Oakley also gives you a way to think about frustration. When you are learning something abstract, confusion is part of the process. The goal is not to avoid confusion, it is to manage it. If you hit a wall, you can interpret it as “I’m dumb,” or you can interpret it as “My brain needs a new chunk here.” The second interpretation leads to action: try another problem, look for another explanation, ask for help, take a break, come back. The first interpretation leads to quitting. Oakley’s whole book is a vote for the second interpretation.
By this point, her message feels less like “study tips” and more like a new relationship with effort. You are not trying to prove you are smart. You are trying to build skill. Skill is built through the right kind of repetition. It is built through honest self-testing. It is built through spacing. It is built through switching between focused and diffuse modes instead of getting trapped in one. And it is built by designing your week so you are not always in emergency mode.

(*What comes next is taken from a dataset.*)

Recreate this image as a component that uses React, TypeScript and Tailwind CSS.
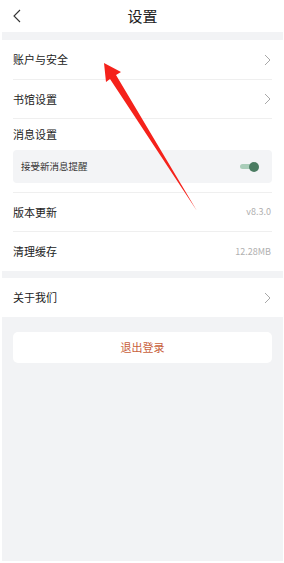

In the end, A Mind for Numbers is optimistic in the most practical way. It says: if you have struggled with math and science, you are not alone, and you are not broken. You may simply be using study methods that create illusions instead of chunks, and you may be forcing your brain into a single mode when it needs two. Oakley’s own journey stands as proof that “not a math person” is not a life sentence. It is a starting point. And with the right rhythm of focus, rest, retrieval, and time, your brain can become the kind of brain you used to think you did not have.